Depois de ter andado pela Galileia daqui pràcolá, era o mês de Nisan do ano 30 (Nisan era o primeiro mês do ano judaico e correspondia a parte dos nossos meses de Março e Abril) e Jesus decidiu-se a fazer uma peregrinação arriscada a Jerusalém: “dirigiu-se resolutamente para Jerusalém”, apontou Lucas (10,51). Todos os anos, imensa gente partia para lá, em peregrinação, para ali celebrar a Páscoa. Da Galileia à capital eram uns 3/4 dias a pé.
Ao chegar via-se, com deslumbramento, toda a cidade: o palácio de Herodes, também o de Antipas…, mas o que mais chamava a atenção era o Templo: aquela era a casa de Deus?! Nela entraria nos dias pascais seguintes uma enorme multidão de peregrinos a cantar hinos de ação de graças e dispostos a cumprir os sacrifícios rituais. Só os homens judeus. Pagãos, mulheres, leprosos, cegos e paralíticos, esses não entravam, ficavam em pátios exteriores, longínquos do “santo dos santos”, lugar onde só entrava o sumo-sacerdote, o único mediador entre Israel e o seu Deus.
Daqui vem a palavra sacerdote [usada no paganismo e no judaísmo] > sacerdos [em latim]: [sacer > sagrado] + dos > dádiva; portanto, o sacerdote dá o sagrado… ao homem.
Os primeiros cristãos não usavam a palavra, porque não havia sacerdotes. Havia, sim, presbíteros. A palavra grega presbiteros quer dizer idoso. O presbítero era, portanto, o escolhido entre os idosos para presidir sacerdote à comunidade)
Foi então que as coisas começaram a correr mal. À porta do templo, vendiam-se e compravam-se os animais necessários para os sacrifícios: era mais fácil que levá-los de casa!
Jesus perdeu a cabeça? O certo é que começou a expulsar os que vendiam e compravam no templo: «entrou no templo e expulsou dali todos os que nele vendiam e compravam; derrubou as mesas dos cambistas e as bancas dos vendedores de pombas, dizendo-lhes: “A minha casa é cada de oração. Mas vós fazeis dela um covil de ladrões!” (Mt 21,12-14».

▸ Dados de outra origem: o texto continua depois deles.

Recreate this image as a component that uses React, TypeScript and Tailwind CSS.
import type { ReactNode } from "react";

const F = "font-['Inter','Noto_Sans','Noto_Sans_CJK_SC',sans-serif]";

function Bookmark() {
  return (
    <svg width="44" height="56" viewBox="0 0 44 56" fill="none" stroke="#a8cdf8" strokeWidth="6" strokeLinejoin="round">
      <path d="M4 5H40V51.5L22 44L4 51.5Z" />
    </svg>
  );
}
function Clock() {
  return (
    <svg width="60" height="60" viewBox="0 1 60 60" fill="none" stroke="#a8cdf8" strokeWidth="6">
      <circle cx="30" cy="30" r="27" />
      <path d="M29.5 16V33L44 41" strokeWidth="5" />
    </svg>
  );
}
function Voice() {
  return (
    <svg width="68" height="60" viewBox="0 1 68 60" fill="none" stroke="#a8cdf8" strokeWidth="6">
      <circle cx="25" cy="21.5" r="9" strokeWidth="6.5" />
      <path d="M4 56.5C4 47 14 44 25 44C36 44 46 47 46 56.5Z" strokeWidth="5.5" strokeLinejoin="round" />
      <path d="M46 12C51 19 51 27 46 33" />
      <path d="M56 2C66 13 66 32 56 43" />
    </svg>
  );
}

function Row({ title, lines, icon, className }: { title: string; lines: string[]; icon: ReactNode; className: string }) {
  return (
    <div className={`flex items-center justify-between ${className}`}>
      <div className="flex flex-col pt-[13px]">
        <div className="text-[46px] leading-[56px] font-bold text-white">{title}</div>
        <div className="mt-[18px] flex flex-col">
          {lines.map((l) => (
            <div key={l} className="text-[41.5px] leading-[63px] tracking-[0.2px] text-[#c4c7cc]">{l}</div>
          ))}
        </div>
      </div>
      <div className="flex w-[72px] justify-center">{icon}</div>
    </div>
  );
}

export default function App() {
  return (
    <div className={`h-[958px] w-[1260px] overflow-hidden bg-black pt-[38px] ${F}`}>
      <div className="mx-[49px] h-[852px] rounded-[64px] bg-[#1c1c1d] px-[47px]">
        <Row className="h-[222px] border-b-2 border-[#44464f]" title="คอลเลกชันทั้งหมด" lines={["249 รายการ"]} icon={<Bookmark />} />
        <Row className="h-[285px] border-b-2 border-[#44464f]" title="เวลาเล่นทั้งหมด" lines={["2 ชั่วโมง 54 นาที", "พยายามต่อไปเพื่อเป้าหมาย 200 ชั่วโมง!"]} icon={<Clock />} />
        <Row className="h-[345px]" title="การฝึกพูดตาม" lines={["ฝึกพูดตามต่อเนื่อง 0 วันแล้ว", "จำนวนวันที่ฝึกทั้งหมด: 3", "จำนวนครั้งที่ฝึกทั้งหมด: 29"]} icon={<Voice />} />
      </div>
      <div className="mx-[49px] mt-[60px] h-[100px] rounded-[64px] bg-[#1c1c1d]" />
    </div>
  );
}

Ora, atacar o templo, aquele lugar santo, era atacar o coração do povo judeu! Só ali era possível oferecer a Deus um sacrifício agradável, obtendo assim o seu perdão. Ainda não havia missas nem outras coisas, e ainda não tinha surgido um homem chamado Lutero…, faz este ano 500 anos…, havemos de falar disso lá mais para diante, mas ainda este ano.
O gesto de Jesus foi radical. Anunciava o juízo de Deus não contra aquele edifício – o templo de Jerusalém — mas contra um sistema económico, político e religioso que não era do agrado de Deus! Jesus tinha ido longe de mais. O pessoal de segurança do templo e os soldados romanos perceberam que era necessário vigiá-lo de perto pois que atacar o templo punha tudo em perigo: o templo do judaísmo e a paz querida pelos romanos. Aquele homem chamado Jesus — talvez o nome deste galileu tivesse já chegado a Jerusalém — despertava desconfiança. Portanto, olho nele! Talvez não fosse aconselhável detê-lo de imediato, ainda para mais rodeado de tantos seguidores e simpatizantes. Mas se for o caso, então prende-se e até, elimina-se.
E Jesus, que tinha descido a Jerusalém, para celebrar a Páscoa com os seus discípulos, não conseguiu levar a cabo o seu desejo: antes de chegar essa noite pascal, foi preso e acabaria por ser executado. Apenas teve tempo para uma ceia de despedida, onde ainda apontou caminhos para o Reino e, dizendo aos discípulos que deveriam viver em atitude de serviço mútuo, começou a lavar-lhes os pés, dizendo-lhes: “dei-vos exemplo para que, assim como eu fiz, vós façais também” (Jo 13,15).O que perguntara “Quem dizem os homens que é o Filho do homem? … “E vós, quem dizeis que eu sou?” (Mt 16,13.15), digamos que a “calcar terreno”, e depois disse aos discípulos “queaproveita ao homem ganhar o mundo inteiro, se perder a sua vida?” (Mt 17,26), morreria crucificado, castigo esse reservado sobretudo aos escravos.